* RECORDS SUPPLIED:
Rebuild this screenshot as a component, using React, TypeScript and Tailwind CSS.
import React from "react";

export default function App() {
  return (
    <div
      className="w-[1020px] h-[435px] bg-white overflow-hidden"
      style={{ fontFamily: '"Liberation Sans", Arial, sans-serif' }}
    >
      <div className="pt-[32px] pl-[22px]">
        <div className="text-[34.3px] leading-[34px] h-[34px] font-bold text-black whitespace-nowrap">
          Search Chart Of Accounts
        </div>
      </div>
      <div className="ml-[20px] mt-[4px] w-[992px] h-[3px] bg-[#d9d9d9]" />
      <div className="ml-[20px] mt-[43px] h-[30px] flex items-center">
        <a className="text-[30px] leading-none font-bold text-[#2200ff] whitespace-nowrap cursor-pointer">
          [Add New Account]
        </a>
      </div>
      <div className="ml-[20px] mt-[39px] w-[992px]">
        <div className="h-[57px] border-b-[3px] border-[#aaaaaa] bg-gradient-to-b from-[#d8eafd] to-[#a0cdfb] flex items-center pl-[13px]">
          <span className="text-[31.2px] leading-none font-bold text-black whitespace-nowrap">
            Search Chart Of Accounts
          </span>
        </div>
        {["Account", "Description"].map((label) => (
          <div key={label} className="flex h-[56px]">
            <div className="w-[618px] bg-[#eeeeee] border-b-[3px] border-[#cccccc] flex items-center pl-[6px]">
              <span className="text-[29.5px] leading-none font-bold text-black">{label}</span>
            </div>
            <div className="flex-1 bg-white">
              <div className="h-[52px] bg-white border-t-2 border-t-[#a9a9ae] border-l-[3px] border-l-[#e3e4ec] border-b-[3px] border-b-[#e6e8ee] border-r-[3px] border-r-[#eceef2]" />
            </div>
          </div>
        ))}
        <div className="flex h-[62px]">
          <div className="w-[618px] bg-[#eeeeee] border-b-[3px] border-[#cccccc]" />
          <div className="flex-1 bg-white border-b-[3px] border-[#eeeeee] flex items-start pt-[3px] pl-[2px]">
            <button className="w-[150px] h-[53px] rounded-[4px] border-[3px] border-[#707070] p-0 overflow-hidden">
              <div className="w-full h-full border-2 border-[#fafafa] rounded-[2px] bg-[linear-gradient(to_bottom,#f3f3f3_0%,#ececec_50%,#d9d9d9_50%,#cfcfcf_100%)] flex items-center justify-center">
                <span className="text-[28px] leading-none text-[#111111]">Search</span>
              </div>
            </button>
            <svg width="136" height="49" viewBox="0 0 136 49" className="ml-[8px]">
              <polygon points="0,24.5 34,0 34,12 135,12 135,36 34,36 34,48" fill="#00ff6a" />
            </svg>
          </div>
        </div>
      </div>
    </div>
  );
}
* * *
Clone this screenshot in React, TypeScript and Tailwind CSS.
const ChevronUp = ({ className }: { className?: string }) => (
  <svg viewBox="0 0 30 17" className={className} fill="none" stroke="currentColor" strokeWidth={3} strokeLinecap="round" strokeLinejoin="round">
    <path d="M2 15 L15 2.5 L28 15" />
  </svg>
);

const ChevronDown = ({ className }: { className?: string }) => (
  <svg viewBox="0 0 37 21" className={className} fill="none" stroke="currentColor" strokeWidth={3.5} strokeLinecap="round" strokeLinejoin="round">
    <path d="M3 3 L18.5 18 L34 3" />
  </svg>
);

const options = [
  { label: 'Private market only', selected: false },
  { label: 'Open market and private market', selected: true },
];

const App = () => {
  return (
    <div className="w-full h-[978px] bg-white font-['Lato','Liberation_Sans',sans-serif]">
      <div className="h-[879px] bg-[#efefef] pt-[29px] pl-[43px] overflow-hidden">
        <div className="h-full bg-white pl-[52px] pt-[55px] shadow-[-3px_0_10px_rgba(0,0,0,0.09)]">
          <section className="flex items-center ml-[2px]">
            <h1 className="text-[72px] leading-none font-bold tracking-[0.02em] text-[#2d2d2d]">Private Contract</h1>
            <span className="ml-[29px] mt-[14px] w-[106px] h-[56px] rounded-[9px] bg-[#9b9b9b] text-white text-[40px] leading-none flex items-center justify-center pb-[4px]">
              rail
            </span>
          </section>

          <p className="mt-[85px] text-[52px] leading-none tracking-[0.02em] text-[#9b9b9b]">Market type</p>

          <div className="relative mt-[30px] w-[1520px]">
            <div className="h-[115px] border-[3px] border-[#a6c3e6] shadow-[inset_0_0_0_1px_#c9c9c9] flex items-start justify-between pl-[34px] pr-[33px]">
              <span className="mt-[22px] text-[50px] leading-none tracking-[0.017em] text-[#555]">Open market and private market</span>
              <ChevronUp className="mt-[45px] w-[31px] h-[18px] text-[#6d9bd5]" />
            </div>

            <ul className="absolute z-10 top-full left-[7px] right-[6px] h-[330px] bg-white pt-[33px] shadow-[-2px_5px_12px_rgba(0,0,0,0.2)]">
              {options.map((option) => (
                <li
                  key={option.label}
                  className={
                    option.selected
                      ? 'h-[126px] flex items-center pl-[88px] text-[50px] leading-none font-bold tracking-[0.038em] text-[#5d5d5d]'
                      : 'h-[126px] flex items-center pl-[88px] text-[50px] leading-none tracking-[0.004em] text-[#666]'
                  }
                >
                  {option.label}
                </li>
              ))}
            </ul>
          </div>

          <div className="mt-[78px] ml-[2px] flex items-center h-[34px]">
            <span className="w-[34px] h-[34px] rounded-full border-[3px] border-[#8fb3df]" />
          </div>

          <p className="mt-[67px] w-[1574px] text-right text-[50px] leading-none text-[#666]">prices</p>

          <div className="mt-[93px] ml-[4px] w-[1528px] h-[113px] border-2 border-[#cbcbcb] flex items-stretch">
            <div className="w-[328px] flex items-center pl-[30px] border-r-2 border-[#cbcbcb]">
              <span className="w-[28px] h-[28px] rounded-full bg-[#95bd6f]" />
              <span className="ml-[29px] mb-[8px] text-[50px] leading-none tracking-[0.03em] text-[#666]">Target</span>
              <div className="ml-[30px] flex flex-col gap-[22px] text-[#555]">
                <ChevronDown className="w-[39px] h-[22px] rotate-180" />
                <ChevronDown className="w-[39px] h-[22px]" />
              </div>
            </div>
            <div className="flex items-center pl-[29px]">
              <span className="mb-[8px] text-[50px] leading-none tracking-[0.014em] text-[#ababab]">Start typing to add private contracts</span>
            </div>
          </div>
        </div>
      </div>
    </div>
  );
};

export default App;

* JOB:
Everything from the line containing "Rebuild this screenshot" down to the line containing "import React from" should be repeated exactly, with both end lines kept and no other lines added.

* RESPONSE TO THIS TASK:
Rebuild this screenshot as a component, using React, TypeScript and Tailwind CSS.
import React from "react";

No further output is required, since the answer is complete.